Source: http://www.ibdeditorials.com/IBDArticles.aspx?id=327627228582772
By PHYLLIS SCHLAFLY | Posted Tuesday, May 19, 2009 4:20 PM PT
Several prominent non-Republicans and ex-Republicans have been all over the media giving advice to Republicans about how they should re-brand themselves and which issues they should talk about. Among this unsolicited advice is that Republicans should stop criticizing Acorn.
Au contraire Republicans should loudly demand that Acorn (Association of Community Organizations for Reform Now) be cut off from all further handouts of taxpayers' money. After all, didn't Barack Obama promise us an ethical administration and an end to the influence of lobbyists and special interests?
Acorn is one of the most successful lobbyists for taxpayers' money, which Acorn uses for very partisan special-interest activities. Acorn and its affiliated organizations (estimated at 270 related corporations and so-called nonprofits) are under investigation in more than a dozen states for voter registration fraud, and there's no question about which party and which candidate Acorn supports.
Nevertheless, Acorn and its affiliated organizations (disguised as nongovernmental "neighborhood stabilization" organizations) could receive $3 billion (with a B) from Obama's stimulus package and another $5.5 billion from his 2010 federal budget. That is after receiving $53 million of taxpayers' money over the last 15 years.

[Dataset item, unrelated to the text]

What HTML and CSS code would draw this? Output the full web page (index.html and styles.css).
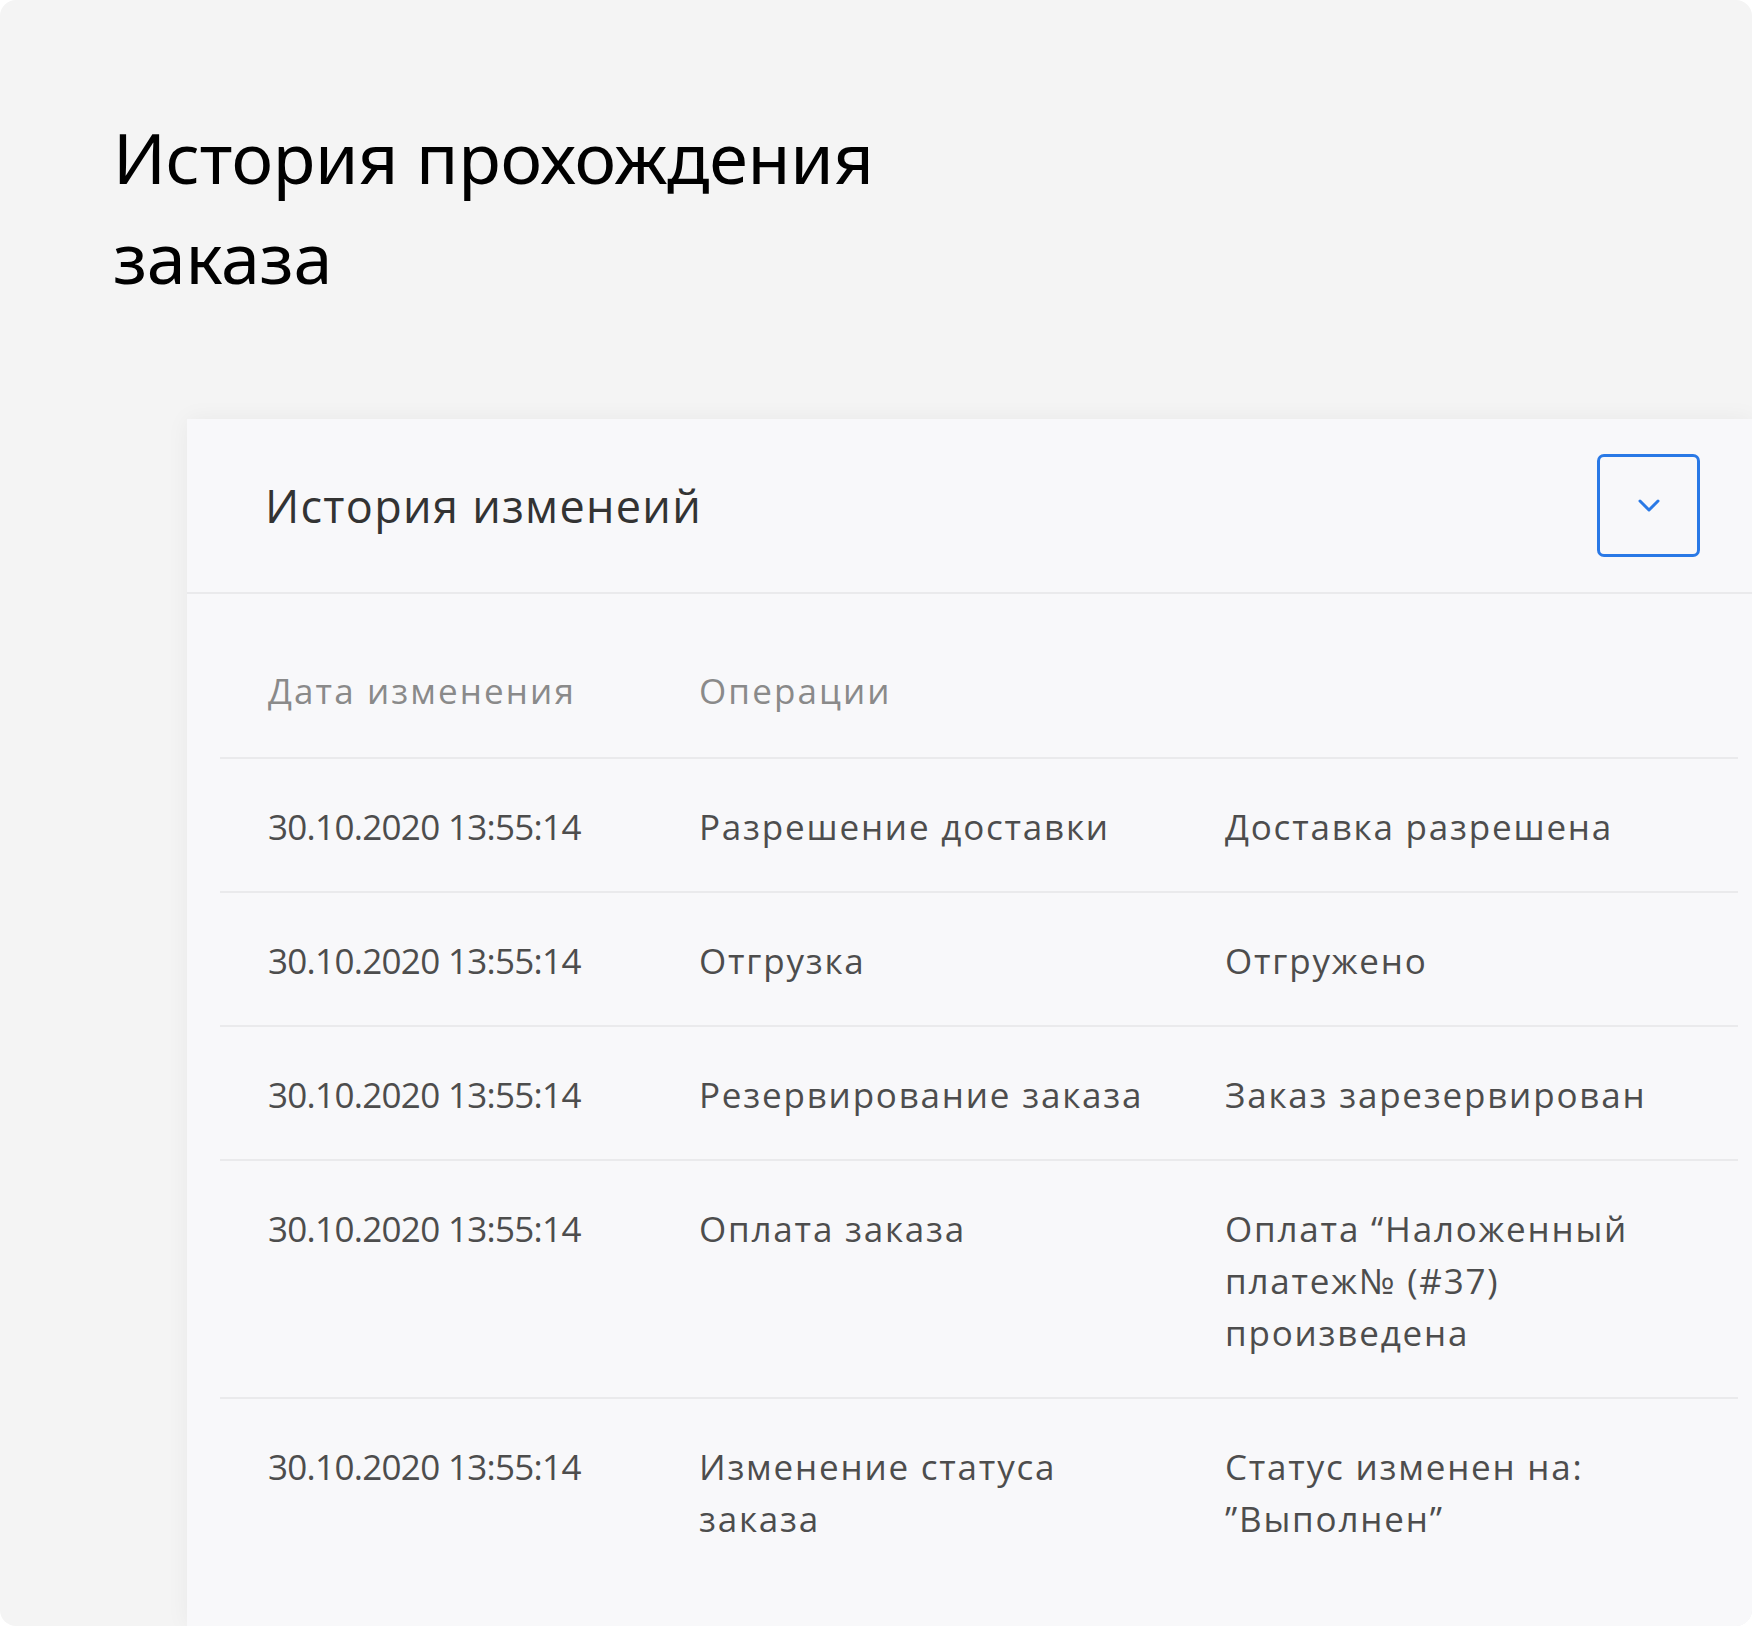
FILE: index.html
```html
<!DOCTYPE html>
<html lang="ru">
<head>
    <meta charset="UTF-8">
    <meta name="viewport" content="width=device-width, initial-scale=1.0">
    <title>История прохождения заказа</title>
    <link rel="stylesheet" href="styles.css">
</head>
<body>
    <div class="frame">
        <h1 class="page-title">История прохождения<br>заказа</h1>

        <div class="card">
            <div class="card-header">
                <h2>История изменеий</h2>
                <button class="toggle" type="button">
                    <svg width="24" height="15" viewBox="0 0 24 15">
                        <path d="M3 3 L12 12 L21 3" fill="none" stroke="#2a79e6" stroke-width="3" stroke-linecap="round" stroke-linejoin="round"/>
                    </svg>
                </button>
            </div>

            <div class="history">
                <div class="row head">
                    <div>Дата изменения</div>
                    <div>Операции</div>
                    <div></div>
                </div>
                <div class="row">
                    <div class="date">30.10.2020 13:55:14</div>
                    <div>Разрешение доставки</div>
                    <div>Доставка разрешена</div>
                </div>
                <div class="row">
                    <div class="date">30.10.2020 13:55:14</div>
                    <div>Отгрузка</div>
                    <div>Отгружено</div>
                </div>
                <div class="row">
                    <div class="date">30.10.2020 13:55:14</div>
                    <div>Резервирование заказа</div>
                    <div>Заказ зарезервирован</div>
                </div>
                <div class="row">
                    <div class="date">30.10.2020 13:55:14</div>
                    <div>Оплата заказа</div>
                    <div>Оплата “Наложенный платеж№ (#37) произведена</div>
                </div>
                <div class="row last">
                    <div class="date">30.10.2020 13:55:14</div>
                    <div>Изменение статуса заказа</div>
                    <div>Статус изменен на: ”Выполнен”</div>
                </div>
            </div>
        </div>
    </div>
</body>
</html>
```

FILE: styles.css
```css
body {
    margin: 0;
    background-color: #ffffff;
    font-family: "Open Sans", "Noto Sans", sans-serif;
}
.frame {
    height: 1626px;
    background-color: #f4f4f4;
    border-radius: 16px;
    overflow: hidden;
    display: flex;
    flex-direction: column;
}
.page-title {
    margin: 0;
    padding: 107px 0 0 113px;
    font-family: "Noto Sans", sans-serif;
    font-size: 70px;
    font-weight: 400;
    line-height: 100px;
    letter-spacing: -0.3px;
    color: #000;
}
.card {
    flex: 1;
    margin: 112px 0 0 187px;
    background-color: #f8f8fa;
    box-shadow: 0 0 22px rgba(0,0,0,0.05);
}
.card-header {
    display: flex;
    justify-content: space-between;
    align-items: center;
    height: 173px;
    padding: 0 52px 0 78px;
    border-bottom: 2px solid #eaeaec;
}
.card-header h2 {
    margin: 0;
    font-size: 45px;
    font-weight: 500;
    letter-spacing: 1.3px;
    color: #333;
}
.toggle {
    width: 103px;
    height: 103px;
    border: 3px solid #2a79e6;
    border-radius: 7px;
    background: transparent;
    display: flex;
    justify-content: center;
    align-items: center;
    padding: 0;
}
.history {
    margin: 0 14px 0 33px;
}
.row {
    display: grid;
    grid-template-columns: 431px 526px 1fr;
    padding: 42px 0 38px 48px;
    border-bottom: 2px solid #eaeaec;
    font-size: 35px;
    line-height: 52px;
    letter-spacing: 1.8px;
    color: #4d4d4d;
}
.row > div {
    padding-right: 56px;
}
.row .date {
    letter-spacing: -0.7px;
}
.row.head {
    padding: 71px 0 40px 48px;
    letter-spacing: 2.1px;
    color: #8a8a8a;
}
.row.last {
    border-bottom: none;
}
```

Nevada charged Acorn groups with submitting thousands of fraudulent voter registration forms in 2008, and illegally setting quotas for its canvassers and paying them bonuses for signing up more than 21 new voters a day. The Las Vegas registrar of voters believes 48% of registrations turned in by Acorn were fraudulent.
Nevada's Democratic attorney general said that Acorn's training manuals "clearly detail, condone and . . . require illegal acts," such as requiring workers to meet voter-registration targets in order to keep their jobs.
Pennsylvania authorities charged seven Acorn workers with falsifying voter registration forms. The voter registrar said that Acorn submitted at least 1,500 fraudulent registrations during last year's presidential campaign.
Washington state fined Acorn $25,000 after several employees were convicted of voter registration fraud in 2007.
Last year, eight national Acorn board members demanded an audit of Acorn's books. The result was that the eight were removed.
Acorn's blatantly partisan activities with taxpayers' and other nonprofit funds make it an appropriate target for a congressional hearing. After first agreeing to hold a hearing, the Democrats then reneged and refused.
Barack Obama has for years had a close working relationship with Acorn, as a community organizer, as the head of a registration effort for Project Vote (one of Acorn's partners), as attorney for a very important lawsuit and relying on it for get-out-the-vote assistance in his 2008 presidential campaign. When he met with Acorn leaders last year, Obama bragged that he "ran the Project Vote voter registrations drive in Illinois."
In 1995, Obama represented Acorn in a case upholding the Motor Voter Act. That law authorized postcard registration, which proved so useful to Acorn workers in filing false registrations.
In 2008, Obama's presidential campaign reported paying $832,000 to Citizens Consulting Inc., the umbrella group controlling Acorn, for get-out-the-vote efforts in key primary states.
Acorn and its affiliated groups put thousands of get-out-the-vote workers in battleground states during the presidential campaign last year.
Rep. Michele Bachmann, R-Minn., successfully persuaded the House Financial Services Committee to unanimously pass an amendment to the Mortgage Reform and Anti-Predatory Lending Act prohibiting any organization indicted for voter fraud from receiving federal housing grants. Rep. Barney Frank, D-Mass., then had a tantrum and got the Democrats to remove it.
Sen. David Vitter, R-La., tried to prohibit Acorn from getting federal funds through the new Serve America Act. But Harry Reid's Senate killed that constructive idea.
It's not just taxpayers' money that Acorn has had at its disposal. Acorn also has received generous grants from top recipients of federal bailout money. Bank of America (almost $3 million), Citigroup and JPMorgan Chase made big grants to Acorn Housing Corp., one of Acorn's many affiliated organizations.
It is particularly important to expose Acorn's political activities because of its new relationship with the Census Bureau, the agency tasked with compiling the 2010 census.
The count of the U.S. population will determine which states gain or lose votes in both the U.S. House and the Electoral College, and which districts get more federal handouts.
American constitutional government cannot survive if the population count is managed and manipulated by organizations with partisan bias. The importance of a fair and accurate count cannot be overestimated because the count can give one party an unfair advantage and control over America for the next decade.
Yet the Obama administration chose Acorn to recruit counters for the 2010 Census, and they are already canvassing neighborhoods.
An effort by Rep. Patrick McHenry, R-N.C., to sever the Census Bureau-Acorn partnership should be supported by all who want honest elections.